The Porsche 918 Spyder will be an impressive car. Combining the performance of a supercar with the efficiency of a hybrid, it should prove that speed can be green. In case 780 combined horsepower isn’t enough, Porsche is preparing a more hardcore model. The 918 Spyder Race Track will lose some of the regular 918’s creature comforts in the name of better performance.
According to Autocar, the Race Track package will strip 66 pounds off the stock 918, which is expected to weigh just under 3,750 pounds. The 918 Spyder Race Track should weigh in around 3,684 lbs, which is pretty good for a car with two powertrains (a gasoline V8 and two electric motors), and a heavy 6.8 kWh lithium-ion battery pack.
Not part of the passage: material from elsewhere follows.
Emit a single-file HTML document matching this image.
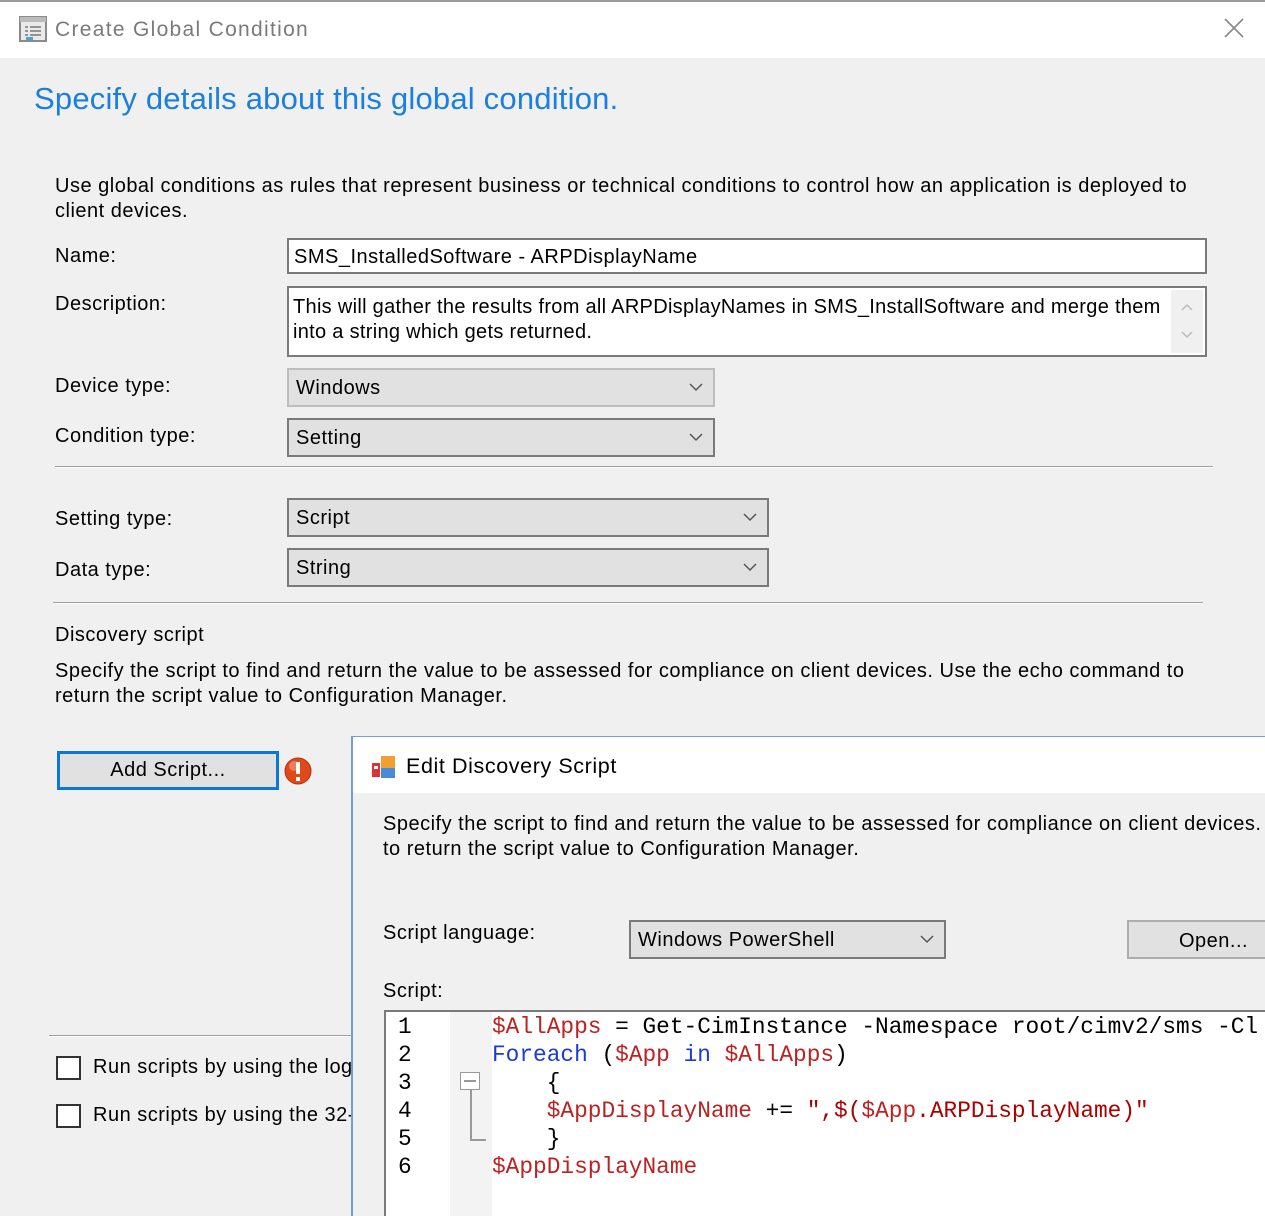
<!DOCTYPE html>
<html><head><meta charset="utf-8"><style>
*{margin:0;padding:0;box-sizing:border-box}
body{width:1265px;height:1210px;overflow:hidden;background:#f0f0f0;font-family:"Liberation Sans",sans-serif;font-size:20px;color:#000;position:relative;letter-spacing:0.5px}
.a{position:absolute;white-space:nowrap}
.box{position:absolute;border:2px solid #7a7a7a;background:#fff}
.cb{position:absolute;border:2px solid #7a7a7a;background:#e1e1e1}
.cb span{position:absolute;left:7px;top:7px}
.chev{position:absolute;right:10px;top:12px;width:14px;height:10px}
.hr{position:absolute;height:2px;background:#a0a0a0;border-bottom:1px solid #fff}
.mono{font-family:"Liberation Mono",monospace;font-size:22.8px;letter-spacing:0}
</style></head><body>
<div class="a" style="left:0;top:0;width:1265px;height:58px;background:#fff;border-top:2px solid #9a9a9a"></div>
<svg class="a" style="left:19px;top:16px" width="28" height="26" viewBox="0 0 28 26"><rect x="1" y="1" width="26" height="24" fill="#eaeaea" stroke="#8a8a8a" stroke-width="2"/><rect x="1" y="1" width="26" height="5" fill="#bbb"/><path d="M6 11h3M11 11h11M6 15h3M11 15h11M6 19h3M11 19h11" stroke="#777" stroke-width="1.5"/><rect x="7" y="21" width="7" height="3" fill="#4aa3df"/></svg>
<div class="a" style="left:55px;top:18px;color:#7a7a7a;font-size:21px;letter-spacing:1.3px">Create Global Condition</div>
<svg class="a" style="left:1224px;top:18px" width="20" height="20"><path d="M1 1L19 19M19 1L1 19" stroke="#888" stroke-width="1.6"/></svg>
<div class="a" style="left:34px;top:81px;color:#1a7fe0;font-size:31px;letter-spacing:0.2px">Specify details about this global condition.</div>
<div class="a" style="left:55px;top:174px;line-height:25px">Use global conditions as rules that represent business or technical conditions to control how an application is deployed to<br>client devices.</div>
<div class="a" style="left:55px;top:245px">Name:</div>
<div class="box" style="left:287px;top:238px;width:920px;height:36px"><span class="a" style="left:5px;top:6px">SMS_InstalledSoftware - ARPDisplayName</span></div>
<div class="a" style="left:55px;top:293px">Description:</div>
<div class="box" style="left:287px;top:286px;width:920px;height:71px"><span class="a" style="left:4px;top:7px;line-height:25px;letter-spacing:0.3px">This will gather the results from all ARPDisplayNames in SMS_InstallSoftware and merge them<br>into a string which gets returned.</span><div class="a" style="right:2px;top:2px;width:32px;height:63px;background:#f0f0f0"><svg class="a" style="left:9px;top:12px" width="14" height="40"><path d="M2 8l5-5 5 5M2 30l5 5 5-5" fill="none" stroke="#bbb" stroke-width="1.5"/></svg></div></div>
<div class="a" style="left:55px;top:375px">Device type:</div>
<div class="cb" style="left:287px;top:368px;width:428px;height:39px;border-color:#bdbdbd"><span>Windows</span><svg class="chev" viewBox="0 0 14 10"><path d="M1 2l6 6 6-6" fill="none" stroke="#555" stroke-width="1.5"/></svg></div>
<div class="a" style="left:55px;top:425px">Condition type:</div>
<div class="cb" style="left:287px;top:418px;width:428px;height:39px"><span>Setting</span><svg class="chev" viewBox="0 0 14 10"><path d="M1 2l6 6 6-6" fill="none" stroke="#555" stroke-width="1.5"/></svg></div>
<div class="hr" style="left:55px;top:466px;width:1158px"></div>
<div class="a" style="left:55px;top:508px">Setting type:</div>
<div class="cb" style="left:287px;top:498px;width:482px;height:39px"><span>Script</span><svg class="chev" viewBox="0 0 14 10"><path d="M1 2l6 6 6-6" fill="none" stroke="#555" stroke-width="1.5"/></svg></div>
<div class="a" style="left:55px;top:559px">Data type:</div>
<div class="cb" style="left:287px;top:548px;width:482px;height:39px"><span>String</span><svg class="chev" viewBox="0 0 14 10"><path d="M1 2l6 6 6-6" fill="none" stroke="#555" stroke-width="1.5"/></svg></div>
<div class="hr" style="left:53px;top:602px;width:1150px"></div>
<div class="a" style="left:55px;top:624px">Discovery script</div>
<div class="a" style="left:55px;top:659px;line-height:25px">Specify the script to find and return the value to be assessed for compliance on client devices. Use the echo command to<br>return the script value to Configuration Manager.</div>
<div class="a" style="left:57px;top:751px;width:222px;height:39px;border:3px solid #0a78d7;background:#e1e1e1;text-align:center;line-height:33px">Add Script...</div>
<svg class="a" style="left:283px;top:756px" width="30" height="30"><circle cx="15" cy="15" r="13" fill="#e04a1a" stroke="#b03010"/><circle cx="11" cy="10" r="5" fill="#f5a080" opacity=".6"/><rect x="13" y="6" width="4" height="12" fill="#fff"/><rect x="13" y="21" width="4" height="4" fill="#fff"/></svg>
<div class="hr" style="left:49px;top:1035px;width:305px"></div>
<div class="a" style="left:56px;top:1056px;width:25px;height:24px;border:2px solid #333;background:#fff"></div>
<div class="a" style="left:93px;top:1056px">Run scripts by using the logged on</div>
<div class="a" style="left:56px;top:1104px;width:25px;height:24px;border:2px solid #333;background:#fff"></div>
<div class="a" style="left:93px;top:1104px">Run scripts by using the 32-bit</div>
<!-- edit dialog -->
<div class="a" style="left:351px;top:736px;width:920px;height:480px;background:#f0f0f0;border-left:2px solid #6f9fd8;border-top:1px solid #6f9fd8;overflow:hidden">
 <div class="a" style="left:0;top:0;width:920px;height:56px;background:#fff"></div>
 <svg class="a" style="left:18px;top:17px" width="28" height="26"><rect x="1" y="9" width="8" height="14" fill="#d33"/><rect x="10" y="2" width="14" height="12" fill="#f0a030"/><rect x="10" y="14" width="14" height="10" fill="#4a8ad8"/><rect x="3" y="12" width="4" height="3" fill="#fff"/></svg>
 <div class="a" style="left:53px;top:17px;font-size:21.5px;letter-spacing:0.6px">Edit Discovery Script</div>
 <div class="a" style="left:30px;top:75px;line-height:25px">Specify the script to find and return the value to be assessed for compliance on client devices. Use the echo command<br>to return the script value to Configuration Manager.</div>
 <div class="a" style="left:30px;top:185px">Script language:</div>
 <div class="cb" style="left:276px;top:183px;width:317px;height:39px"><span>Windows PowerShell</span><svg class="chev" viewBox="0 0 14 10"><path d="M1 2l6 6 6-6" fill="none" stroke="#555" stroke-width="1.5"/></svg></div>
 <div class="a" style="left:774px;top:183px;width:200px;height:39px;border:2px solid #adadad;background:#e1e1e1;padding:8px 0 0 50px">Open...</div>
 <div class="a" style="left:30px;top:243px">Script:</div>
 <div class="a" style="left:31px;top:273px;width:900px;height:220px;border:2px solid #7a7a7a;background:#fff">
  <div class="a" style="left:64px;top:0;width:42px;height:220px;background:#f3f3f3"></div>
  <div class="a mono" style="left:12px;top:1px;line-height:28px">1<br>2<br>3<br>4<br>5<br>6</div>
  <div class="a" style="left:74px;top:60px;width:20px;height:18px;border:1.5px solid #999;background:#fff"></div>
  <div class="a" style="left:78px;top:68px;width:12px;height:1.5px;background:#999"></div>
  <div class="a" style="left:84px;top:78px;width:1.5px;height:50px;background:#999"></div>
  <div class="a" style="left:84px;top:127px;width:16px;height:1.5px;background:#999"></div>
  <div class="a mono" style="left:106px;top:1px;line-height:28px;white-space:pre"><span style="color:#b22">$AllApps</span> = Get-CimInstance -Namespace root/cimv2/sms -Cl
<span style="color:#1a3bd6">Foreach</span> (<span style="color:#b22">$App</span> <span style="color:#1a3bd6">in</span> <span style="color:#b22">$AllApps</span>)
    {
    <span style="color:#b22">$AppDisplayName</span> += <span style="color:#a00">",$(<span style="color:#b22">$App</span>.ARPDisplayName)"</span>
    }
<span style="color:#b22">$AppDisplayName</span></div>
 </div>
</div>
</body></html>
Porsche fans might have heard this before, since Stuttgart has done the stripped-out track special thing with other models. The Boxster Spyder lacked door handles, a folding roof, and the sun visor over the instruments. Air conditioning and radio were both options. Porsche put the hardtop Cayman on a similar diet to create the Cayman R.
Both the Boxster Spyder and Cayman R had aluminum doors and other components, but since the 918 Spyder is already made from lightweight carbon fiber, that will be unnecessary. However, 918 buyers will be able to show off all that carbon fiber, because exterior paint will be optional on the 918 Spyder Race Track.
With its previous lightened models, Porsche charged more, even though the cars had fabric straps instead of door handles. Will it do the same with the 918 Spyder Race Track? A regular 918 already costs $845,000, so it will take a dedicated enthusiast to shell out even more for the stripped-down Race Track.
Even without the Race Track package, the 918 should be enough supercar for most people. Its 4.6-liter V8 and two electric motors combine to produce 780 horsepower and 552 pound-feet of torque. It is expected to sprint from 0 to 60 mph in 2.9 seconds, and go over 200 mph.
What makes those numbers even more impressive is that the 918 is a plug-in hybrid. That means this Ferrari rival will return 78 mpg, by Porsche’s reckoning. We’ll have to wait until production begins on September 18, 2013 (get it!) to verify those numbers.
If the stock 918 Spyder turns out to be as good as Porsche claims, will a hardcore model like the Race Track be necessary? There probably will be a difference between the two, but it will be subjective. The 918 Spyder Race Track may not be much faster in a straight line, but it will probably be more fun to drive on, well, a race track. With less mass, going around corners will be a lot easier.
The 918 Spyder represents a new era for performance cars, but the 918 Spyder Race Track will show that not everything changes. There will still be diehard gearheads willing to forgo luxury for a better driving experience. It’s nice to see Porsche looking to those fans with this special model.